The most broadly valuable chapter of Independents Rising is titled, ironically, “The Parties Versus the People.” It details independent politics and election-reform efforts in a number of states, including California, Kentucky, and Idaho, chronicling the court cases and ballot initiatives that are the frontlines of the fight to open up the political process to perspectives outside the two parties. Many of the court cases feature the work of election lawyer Harry Kresky, who has distinguished himself as a leading legal advocate for local election reform. In the process, readers get to meet outsize independent political personalities, like Kentucky’s Michael Lewis, and gain insight into the court wrangling that accompanied the passage of California’s new nonpartisan top-two primary system and its new independent redistricting system, both of which were strenuously opposed by the two parties who sought to keep the status quo in place by almost any means necessary. In the process, readers also gain new insight into better-known national political reformers, from Mayor Bloomberg to former California governor Arnold Schwarzenegger, who have backed these efforts. The reader leaves with a better sense of the firmament and frontline fights occurring in the current independent movement.

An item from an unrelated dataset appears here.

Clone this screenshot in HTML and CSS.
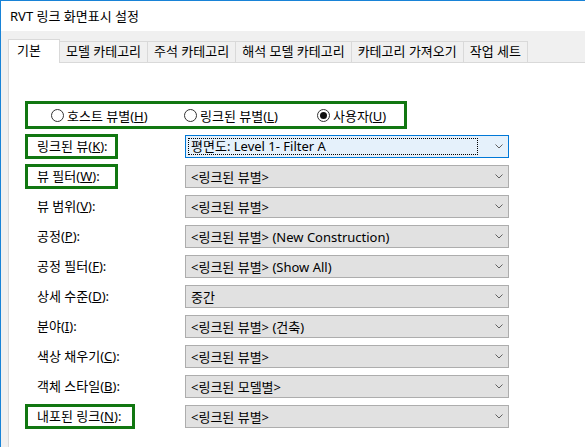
FILE: index.html
```html
<!DOCTYPE html>
<html>
<head>
  <meta charset="UTF-8">
  <title>RVT 링크 화면표시 설정</title>
  <link rel="stylesheet" href="styles.css">
</head>
<body>
  <div class="window">
    <div class="titlebar">RVT 링크 화면표시 설정</div>

    <div class="dialog">
      <!-- Tabs -->
      <div class="tabs">
        <div class="tab active">기본</div>
        <div class="tab">모델 카테고리</div>
        <div class="tab">주석 카테고리</div>
        <div class="tab">해석 모델 카테고리</div>
        <div class="tab">카테고리 가져오기</div>
        <div class="tab">작업 세트</div>
      </div>

      <div class="panel">
        <div class="radio-group mark">
          <label class="radio"><span class="circle"></span><span>호스트 뷰별(<u>H</u>)</span></label>
          <label class="radio"><span class="circle"></span><span>링크된 뷰별(<u>L</u>)</span></label>
          <label class="radio"><span class="circle checked"></span><span>사용자(<u>U</u>)</span></label>
        </div>

        <div class="rows">
          <div class="row">
            <div class="label mark">링크된 뷰(<u>K</u>):</div>
            <div class="combo focused">
              <span class="combo-text"><span class="focus-rect">평면도: Level 1- Filter A</span></span>
              <svg class="chevron" width="8" height="5" viewBox="0 0 8 5"><polyline points="0.5,0.5 4,4 7.5,0.5" fill="none" stroke="#606060" stroke-width="1"/></svg>
            </div>
          </div>
          <div class="row">
            <div class="label mark">뷰 필터(<u>W</u>):</div>
            <div class="combo">
              <span class="combo-text">&lt;링크된 뷰별&gt;</span>
              <svg class="chevron" width="8" height="5" viewBox="0 0 8 5"><polyline points="0.5,0.5 4,4 7.5,0.5" fill="none" stroke="#606060" stroke-width="1"/></svg>
            </div>
          </div>
          <div class="row">
            <div class="label">뷰 범위(<u>V</u>):</div>
            <div class="combo">
              <span class="combo-text">&lt;링크된 뷰별&gt;</span>
              <svg class="chevron" width="8" height="5" viewBox="0 0 8 5"><polyline points="0.5,0.5 4,4 7.5,0.5" fill="none" stroke="#606060" stroke-width="1"/></svg>
            </div>
          </div>
          <div class="row">
            <div class="label">공정(<u>P</u>):</div>
            <div class="combo">
              <span class="combo-text">&lt;링크된 뷰별&gt; (New Construction)</span>
              <svg class="chevron" width="8" height="5" viewBox="0 0 8 5"><polyline points="0.5,0.5 4,4 7.5,0.5" fill="none" stroke="#606060" stroke-width="1"/></svg>
            </div>
          </div>
          <div class="row">
            <div class="label">공정 필터(<u>F</u>):</div>
            <div class="combo">
              <span class="combo-text">&lt;링크된 뷰별&gt; (Show All)</span>
              <svg class="chevron" width="8" height="5" viewBox="0 0 8 5"><polyline points="0.5,0.5 4,4 7.5,0.5" fill="none" stroke="#606060" stroke-width="1"/></svg>
            </div>
          </div>
          <div class="row">
            <div class="label">상세 수준(<u>D</u>):</div>
            <div class="combo">
              <span class="combo-text">중간</span>
              <svg class="chevron" width="8" height="5" viewBox="0 0 8 5"><polyline points="0.5,0.5 4,4 7.5,0.5" fill="none" stroke="#606060" stroke-width="1"/></svg>
            </div>
          </div>
          <div class="row">
            <div class="label">분야(<u>I</u>):</div>
            <div class="combo">
              <span class="combo-text">&lt;링크된 뷰별&gt; (건축)</span>
              <svg class="chevron" width="8" height="5" viewBox="0 0 8 5"><polyline points="0.5,0.5 4,4 7.5,0.5" fill="none" stroke="#606060" stroke-width="1"/></svg>
            </div>
          </div>
          <div class="row">
            <div class="label">색상 채우기(<u>C</u>):</div>
            <div class="combo">
              <span class="combo-text">&lt;링크된 뷰별&gt;</span>
              <svg class="chevron" width="8" height="5" viewBox="0 0 8 5"><polyline points="0.5,0.5 4,4 7.5,0.5" fill="none" stroke="#606060" stroke-width="1"/></svg>
            </div>
          </div>
          <div class="row">
            <div class="label">객체 스타일(<u>B</u>):</div>
            <div class="combo">
              <span class="combo-text">&lt;링크된 모델별&gt;</span>
              <svg class="chevron" width="8" height="5" viewBox="0 0 8 5"><polyline points="0.5,0.5 4,4 7.5,0.5" fill="none" stroke="#606060" stroke-width="1"/></svg>
            </div>
          </div>
          <div class="row">
            <div class="label mark wide">내포된 링크(<u>N</u>):</div>
            <div class="combo">
              <span class="combo-text">&lt;링크된 뷰별&gt;</span>
              <svg class="chevron" width="8" height="5" viewBox="0 0 8 5"><polyline points="0.5,0.5 4,4 7.5,0.5" fill="none" stroke="#606060" stroke-width="1"/></svg>
            </div>
          </div>
        </div>
      </div>
    </div>
  </div>
</body>
</html>
```

FILE: styles.css
```css
html, body {
  margin: 0;
  padding: 0;
}

body {
  width: 585px;
  height: 447px;
  overflow: hidden;
  font-family: "Segoe UI", "Noto Sans", "Noto Sans CJK KR", sans-serif;
  font-size: 13px;
  color: #000;
}

u {
  text-decoration: underline;
  text-underline-offset: 1px;
}

.window {
  height: 446px;
  border-top: 1px solid #1883d7;
  border-left: 1px solid #1883d7;
  background: #f0f0f0;
  display: flex;
  flex-direction: column;
}

.titlebar {
  height: 30px;
  line-height: 30px;
  padding-left: 9px;
  background: #fff;
}

.dialog {
  flex: 1;
  display: flex;
  flex-direction: column;
  padding: 8px 0 0 7px;
}

/* Tabs */
.tabs {
  display: flex;
  align-items: flex-end;
  position: relative;
  z-index: 1;
}

.tab {
  height: 21px;
  line-height: 19px;
  padding: 0 6px;
  border: 1px solid #d9d9d9;
  border-bottom: none;
  margin-right: -1px;
  background: #f0f0f0;
  white-space: nowrap;
  box-sizing: border-box;
}

.tab.active {
  height: 24px;
  line-height: 20px;
  padding: 0 18px 0 8px;
  background: #fff;
  margin-bottom: -1px;
  position: relative;
  z-index: 2;
}

.panel {
  flex: 1;
  background: #fff;
  border-top: 1px solid #d9d9d9;
  border-left: 1px solid #d9d9d9;
  padding: 38px 0 0 16px;
}

/* green highlight boxes */
.mark {
  border: 3px solid #117711;
}

.radio-group {
  width: 353px;
  height: 22px;
  display: grid;
  grid-template-columns: 133px 133px auto;
  align-items: center;
  padding-left: 23px;
}

.radio {
  display: flex;
  align-items: center;
  gap: 3px;
  white-space: nowrap;
}

.circle {
  width: 11px;
  height: 11px;
  border: 1px solid #333;
  border-radius: 50%;
  background: #fff;
  display: flex;
  align-items: center;
  justify-content: center;
}

.circle.checked::after {
  content: "";
  width: 7px;
  height: 7px;
  border-radius: 50%;
  background: #111;
}

.rows {
  margin-top: 6px;
}

.row {
  display: flex;
  align-items: center;
  height: 23px;
  margin-bottom: 7px;
}

.label {
  width: 160px;
  height: 25px;
  line-height: 25px;
  padding-left: 12px;
  box-sizing: border-box;
  white-space: nowrap;
}

.label.mark {
  width: 93px;
  line-height: 19px;
  padding-left: 9px;
  margin-right: 67px;
}

.label.mark.wide {
  width: 110px;
  margin-right: 50px;
}

.combo {
  width: 324px;
  height: 23px;
  box-sizing: border-box;
  border: 1px solid #adadad;
  background: #e1e1e1;
  display: flex;
  align-items: center;
}

.combo.focused {
  border-color: #0078d7;
  background: #e5f1fb;
}

.combo-text {
  flex: 1;
  padding-left: 5px;
  white-space: nowrap;
}

.combo.focused .combo-text {
  padding-left: 2px;
  margin-right: 17px;
  display: flex;
}

.focus-rect {
  flex: 1;
  height: 15px;
  line-height: 15px;
  padding-left: 2px;
  border: 1px dotted #000;
}

.chevron {
  margin-right: 5px;
}
```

The Parties Versus the People and Independents Rising stand alongside the best political policy books of this presidential season, like Norm Ornstein and Thomas Mann’s essential It’s Even Worse Than It Looks, Linda Killian’s incisive The Swing Vote: The Untapped Power of Independents, and Jonathan Haidt’s sweeping The Righteous Mind: Why Good People Are Divided by Politics and Religion.
The growing ranks of nonpartisan-political-reform literature will only become more valuable when this election is over and we begin focusing on an even more urgent mission: how to heal hyperpartisanship and begin governing again in the national interest.